# Work required
Copy each line of the data below exactly, leaving out pictures.
○ ○ ○ ○
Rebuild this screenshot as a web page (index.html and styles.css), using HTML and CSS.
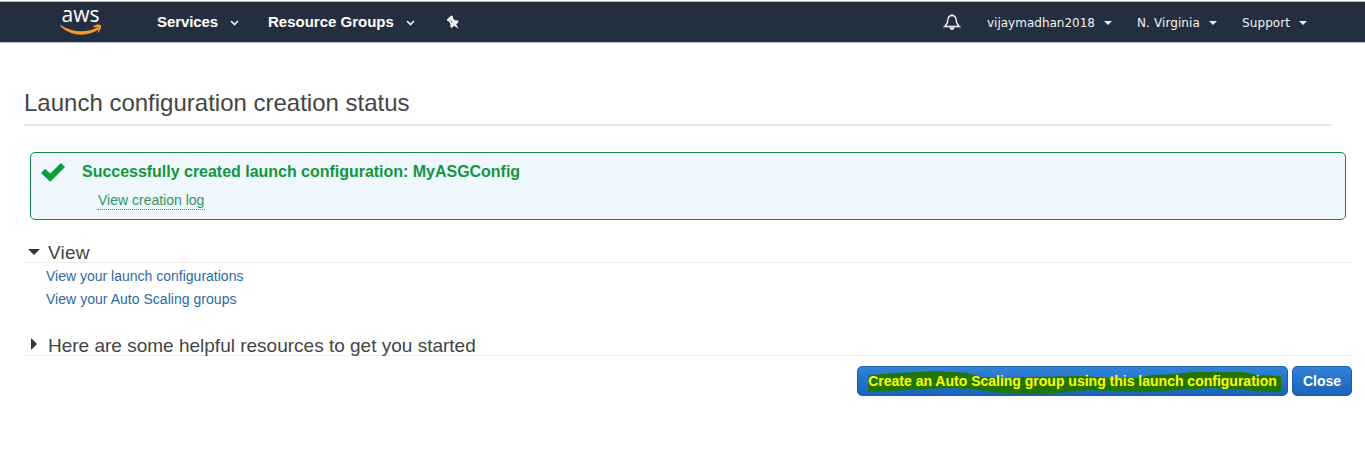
FILE: index.html
```html
<!DOCTYPE html>
<html lang="en">
<head>
<meta charset="utf-8">
<title>Launch configuration creation status</title>
<link rel="stylesheet" href="styles.css">
</head>
<body>
<header class="nav">
  <svg class="logo" width="44" height="34" viewBox="0 -6 44 34" aria-label="aws">
    <text class="logo-text" x="1.500" y="14" textLength="38" lengthAdjust="spacingAndGlyphs">aws</text>
    <path class="smile" d="M.3 17C12 24.500 27 25.500 37.500 19l1.700 2C27 29.500 11 28.500 0 18z"/>
    <path class="smile" d="M33.300 18.400C36 16.300 40 16 41 17.200c.700 1.700-.800 5.400-3 7.500-.6.300-.8 0-.5-.5 1-2.300 1.500-4.100 1-4.800-.8-.700-2.800-.5-4.900-.200-.4 0-.6-.4-.3-.8z"/>
  </svg>
  <a class="menu services">Services</a>
  <svg class="chev chev-a" width="9" height="6" viewBox="0 0 9 6"><path d="M1 1l3.500 3.500L8 1"/></svg>
  <a class="menu groups">Resource Groups</a>
  <svg class="chev chev-b" width="9" height="6" viewBox="0 0 9 6"><path d="M1 1l3.500 3.500L8 1"/></svg>
  <svg class="pin" width="14" height="15" viewBox="0 0 14 15"><path d="M.8 4.500L5.500.300 7.200 1.800 6.800 3.200 9.500 5.500 11.500 5.300 12.700 6.900 10.200 9.200 12.600 13.800 8.100 10.800 5.800 13 4.300 11.700 4.600 9.200 2.800 6.200 1.500 6.100z"/><path class="pin-shine" d="M4.300 4.800l2 2.900"/></svg>
  <svg class="bell" width="18" height="18" viewBox="0 0 18 18"><path class="bell-line" d="M1.700 13.500C4 11.600 4.600 10.500 4.800 7 5 4.300 6.600 2.500 9 2.500S13 4.300 13.200 7c.2 3.500.8 4.600 3.100 6.500zM9 2.500V.800"/><path d="M6.500 14.200h5c0 3.400-5 3.400-5 0z"/></svg>
  <a class="small user">vijaymadhan2018</a><i class="caret caret-user"></i>
  <a class="small region">N. Virginia</a><i class="caret caret-region"></i>
  <a class="small support">Support</a><i class="caret"></i>
</header>
<main class="page">
  <h1 class="title"><span>Launch configuration creation status</span></h1>
  <section class="alert">
    <svg class="check" width="24" height="20" viewBox="0 0 24 20"><path d="M0 11L4.200 6.800 9.200 11.600 19.900.900 24 4.900 9.300 19.800z"/></svg>
    <div class="alert-body">
      <div><strong class="alert-title">Successfully created launch configuration: MyASGConfig</strong></div>
      <a class="log">View creation log</a>
    </div>
  </section>
  <section class="group view">
    <h2 class="group-title"><i class="tri-down"></i><span class="t-view">View</span></h2>
    <ul class="links">
      <li><a class="link-config">View your launch configurations</a></li>
      <li><a class="link-groups">View your Auto Scaling groups</a></li>
    </ul>
  </section>
  <section class="group">
    <h2 class="group-title"><i class="tri-right"></i><span class="t-help">Here are some helpful resources to get you started</span></h2>
  </section>
  <div class="actions">
    <button class="btn create">
      <svg class="marker" width="416" height="24" viewBox="0 0 416 24"><path d="M2 5L30 3 70 1 100 3 115 7 135 9 160 7 220 6 240 8 270 8 285 5 310 4 325 2 375 2 390 5 414 6V22H404L380 20 345 18 310 20 285 22 250 21 220 20 190 23 160 24.500 135 23 105 19 80 18 40 20 1 22z"/></svg>
      <span class="create-label">Create an Auto Scaling group using this launch configuration</span>
    </button>
    <button class="btn close"><span>Close</span></button>
  </div>
</main>
</body>
</html>
```
FILE: styles.css
```css
* { box-sizing: border-box; }
body { margin: 0; background: #fff; color: #444; font-family: "Liberation Sans", Arial, sans-serif; }
.nav { display: flex; align-items: center; height: 42px; margin-top: 1px; padding: 1px 58px 1px 60px; background: #232f3e; border-top: 1px solid #b5bec8; border-bottom: 1px solid #b5c0cc; color: #fff; white-space: nowrap; }
.nav svg { flex: none; fill: #f2f2f2; }
.nav .logo { margin-top: -6px; overflow: visible; }
.logo-text { font: 500 22px "Open Sans", sans-serif; fill: #fff; }
.nav .smile { fill: #f39b2d; }
.menu { font-weight: bold; font-size: 15px; line-height: 20px; flex: none; }
.services { width: 61px; margin-left: 53px; letter-spacing: -0.1px; }
.groups { width: 126px; margin-left: 29px; }
.nav .chev { fill: none; stroke: #eee; stroke-width: 1.7; margin-top: 2px; }
.chev-a { margin-left: 12px; }
.chev-b { margin-left: 12px; }
.pin { margin-left: 31px; }
.pin-shine { stroke: #56606c; stroke-width: .8; }
.bell { margin-left: auto; }
.bell .bell-line { fill: none; stroke: #eee; stroke-width: 1.4; }
.small { font: 12px/18px "DejaVu Sans", Verdana, sans-serif; flex: none; color: #f2f2f2; margin-top: 2px; }
.user { width: 108px; margin-left: 26px; }
.region { width: 63px; letter-spacing: 0.1px; }
.support { width: 48px; letter-spacing: 0.1px; }
.caret { border: 4px solid transparent; border-top-color: #eee; border-bottom: 0; margin: 2px 0 0 9px; flex: none; }
.caret-user, .caret-region { margin-right: 25px; }
.page { padding: 43px 13px 0 24px; }
.title { margin: 0 20px 0 0; height: 40px; border-bottom: 2px solid #e7e7e7; font-weight: normal; font-size: 24px; line-height: 34px; }
.alert { display: flex; margin: 26px 6px 0; height: 68px; border: 1px solid #12874b; border-radius: 5px; background: #eff7ff; padding: 9px 10px; color: #12963c; }
.check { fill: #0f9d3a; margin-right: 17px; }
.alert-body { line-height: 19px; }
.alert-title { font-size: 16px; letter-spacing: -0.02px; }
.log { display: inline-block; margin: 10px 0 0 15px; padding: 0 1px; font-size: 14px; line-height: 18px; border-bottom: 1px dotted #45a06a; color: #37935d; }
.group-title { display: flex; margin: 0; height: 22px; padding-left: 4px; border-bottom: 1px solid #ececec; font-weight: normal; font-size: 19px; line-height: 24px; }
.view { margin-top: 21px; height: 93px; }
.tri-down { border: 6px solid transparent; border-top-color: #333; border-bottom: 0; margin: 8px 8px 0 0; height: 6px; }
.tri-right { border: 6px solid transparent; border-left-color: #333; border-right: 0; margin: 4px 11px 0 3px; height: 12px; }
.t-view { letter-spacing: 0.2px; }
.links { list-style: none; margin: 2px 0 0 22px; padding: 0; font-size: 14px; line-height: 23px; color: #2d6aa5; }
.link-groups { letter-spacing: 0.03px; }
.actions { display: flex; justify-content: flex-end; gap: 4px; margin-top: 10px; }
.btn { height: 30px; border: 1px solid #1a60a9; border-radius: 5px; background: linear-gradient(#3182d8, #1b63ba); color: #fff; font: bold 14px/28px "Liberation Sans", Arial, sans-serif; padding: 0; white-space: nowrap; }
.create { position: relative; width: 431px; color: #ff0; }
.marker { position: absolute; left: 9px; top: 3px; fill: #217503; }
.create-label { position: relative; }
.close { width: 60px; }
```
○ ○ ○ ○
# Output below
Rebuild this screenshot as a web page (index.html and styles.css), using HTML and CSS.
FILE: index.html
```html
<!DOCTYPE html>
<html lang="en">
<head>
<meta charset="utf-8">
<title>Launch configuration creation status</title>
<link rel="stylesheet" href="styles.css">
</head>
<body>
<header class="nav">
  <svg class="logo" width="44" height="34" viewBox="0 -6 44 34" aria-label="aws">
    <text class="logo-text" x="1.500" y="14" textLength="38" lengthAdjust="spacingAndGlyphs">aws</text>
    <path class="smile" d="M.3 17C12 24.500 27 25.500 37.500 19l1.700 2C27 29.500 11 28.500 0 18z"/>
    <path class="smile" d="M33.300 18.400C36 16.300 40 16 41 17.200c.700 1.700-.800 5.400-3 7.500-.6.300-.8 0-.5-.5 1-2.300 1.500-4.100 1-4.800-.8-.700-2.800-.5-4.900-.200-.4 0-.6-.4-.3-.8z"/>
  </svg>
  <a class="menu services">Services</a>
  <svg class="chev chev-a" width="9" height="6" viewBox="0 0 9 6"><path d="M1 1l3.500 3.500L8 1"/></svg>
  <a class="menu groups">Resource Groups</a>
  <svg class="chev chev-b" width="9" height="6" viewBox="0 0 9 6"><path d="M1 1l3.500 3.500L8 1"/></svg>
  <svg class="pin" width="14" height="15" viewBox="0 0 14 15"><path d="M.8 4.500L5.500.300 7.200 1.800 6.800 3.200 9.500 5.500 11.500 5.300 12.700 6.900 10.200 9.200 12.600 13.800 8.100 10.800 5.800 13 4.300 11.700 4.600 9.200 2.800 6.200 1.500 6.100z"/><path class="pin-shine" d="M4.300 4.800l2 2.900"/></svg>
  <svg class="bell" width="18" height="18" viewBox="0 0 18 18"><path class="bell-line" d="M1.700 13.500C4 11.600 4.600 10.500 4.800 7 5 4.300 6.600 2.500 9 2.500S13 4.300 13.200 7c.2 3.500.8 4.600 3.100 6.500zM9 2.500V.800"/><path d="M6.500 14.200h5c0 3.400-5 3.400-5 0z"/></svg>
  <a class="small user">vijaymadhan2018</a><i class="caret caret-user"></i>
  <a class="small region">N. Virginia</a><i class="caret caret-region"></i>
  <a class="small support">Support</a><i class="caret"></i>
</header>
<main class="page">
  <h1 class="title"><span>Launch configuration creation status</span></h1>
  <section class="alert">
    <svg class="check" width="24" height="20" viewBox="0 0 24 20"><path d="M0 11L4.200 6.800 9.200 11.600 19.900.900 24 4.900 9.300 19.800z"/></svg>
    <div class="alert-body">
      <div><strong class="alert-title">Successfully created launch configuration: MyASGConfig</strong></div>
      <a class="log">View creation log</a>
    </div>
  </section>
  <section class="group view">
    <h2 class="group-title"><i class="tri-down"></i><span class="t-view">View</span></h2>
    <ul class="links">
      <li><a class="link-config">View your launch configurations</a></li>
      <li><a class="link-groups">View your Auto Scaling groups</a></li>
    </ul>
  </section>
  <section class="group">
    <h2 class="group-title"><i class="tri-right"></i><span class="t-help">Here are some helpful resources to get you started</span></h2>
  </section>
  <div class="actions">
    <button class="btn create">
      <svg class="marker" width="416" height="24" viewBox="0 0 416 24"><path d="M2 5L30 3 70 1 100 3 115 7 135 9 160 7 220 6 240 8 270 8 285 5 310 4 325 2 375 2 390 5 414 6V22H404L380 20 345 18 310 20 285 22 250 21 220 20 190 23 160 24.500 135 23 105 19 80 18 40 20 1 22z"/></svg>
      <span class="create-label">Create an Auto Scaling group using this launch configuration</span>
    </button>
    <button class="btn close"><span>Close</span></button>
  </div>
</main>
</body>
</html>
```
FILE: styles.css
```css
* { box-sizing: border-box; }
body { margin: 0; background: #fff; color: #444; font-family: "Liberation Sans", Arial, sans-serif; }
.nav { display: flex; align-items: center; height: 42px; margin-top: 1px; padding: 1px 58px 1px 60px; background: #232f3e; border-top: 1px solid #b5bec8; border-bottom: 1px solid #b5c0cc; color: #fff; white-space: nowrap; }
.nav svg { flex: none; fill: #f2f2f2; }
.nav .logo { margin-top: -6px; overflow: visible; }
.logo-text { font: 500 22px "Open Sans", sans-serif; fill: #fff; }
.nav .smile { fill: #f39b2d; }
.menu { font-weight: bold; font-size: 15px; line-height: 20px; flex: none; }
.services { width: 61px; margin-left: 53px; letter-spacing: -0.1px; }
.groups { width: 126px; margin-left: 29px; }
.nav .chev { fill: none; stroke: #eee; stroke-width: 1.7; margin-top: 2px; }
.chev-a { margin-left: 12px; }
.chev-b { margin-left: 12px; }
.pin { margin-left: 31px; }
.pin-shine { stroke: #56606c; stroke-width: .8; }
.bell { margin-left: auto; }
.bell .bell-line { fill: none; stroke: #eee; stroke-width: 1.4; }
.small { font: 12px/18px "DejaVu Sans", Verdana, sans-serif; flex: none; color: #f2f2f2; margin-top: 2px; }
.user { width: 108px; margin-left: 26px; }
.region { width: 63px; letter-spacing: 0.1px; }
.support { width: 48px; letter-spacing: 0.1px; }
.caret { border: 4px solid transparent; border-top-color: #eee; border-bottom: 0; margin: 2px 0 0 9px; flex: none; }
.caret-user, .caret-region { margin-right: 25px; }
.page { padding: 43px 13px 0 24px; }
.title { margin: 0 20px 0 0; height: 40px; border-bottom: 2px solid #e7e7e7; font-weight: normal; font-size: 24px; line-height: 34px; }
.alert { display: flex; margin: 26px 6px 0; height: 68px; border: 1px solid #12874b; border-radius: 5px; background: #eff7ff; padding: 9px 10px; color: #12963c; }
.check { fill: #0f9d3a; margin-right: 17px; }
.alert-body { line-height: 19px; }
.alert-title { font-size: 16px; letter-spacing: -0.02px; }
.log { display: inline-block; margin: 10px 0 0 15px; padding: 0 1px; font-size: 14px; line-height: 18px; border-bottom: 1px dotted #45a06a; color: #37935d; }
.group-title { display: flex; margin: 0; height: 22px; padding-left: 4px; border-bottom: 1px solid #ececec; font-weight: normal; font-size: 19px; line-height: 24px; }
.view { margin-top: 21px; height: 93px; }
.tri-down { border: 6px solid transparent; border-top-color: #333; border-bottom: 0; margin: 8px 8px 0 0; height: 6px; }
.tri-right { border: 6px solid transparent; border-left-color: #333; border-right: 0; margin: 4px 11px 0 3px; height: 12px; }
.t-view { letter-spacing: 0.2px; }
.links { list-style: none; margin: 2px 0 0 22px; padding: 0; font-size: 14px; line-height: 23px; color: #2d6aa5; }
.link-groups { letter-spacing: 0.03px; }
.actions { display: flex; justify-content: flex-end; gap: 4px; margin-top: 10px; }
.btn { height: 30px; border: 1px solid #1a60a9; border-radius: 5px; background: linear-gradient(#3182d8, #1b63ba); color: #fff; font: bold 14px/28px "Liberation Sans", Arial, sans-serif; padding: 0; white-space: nowrap; }
.create { position: relative; width: 431px; color: #ff0; }
.marker { position: absolute; left: 9px; top: 3px; fill: #217503; }
.create-label { position: relative; }
.close { width: 60px; }
```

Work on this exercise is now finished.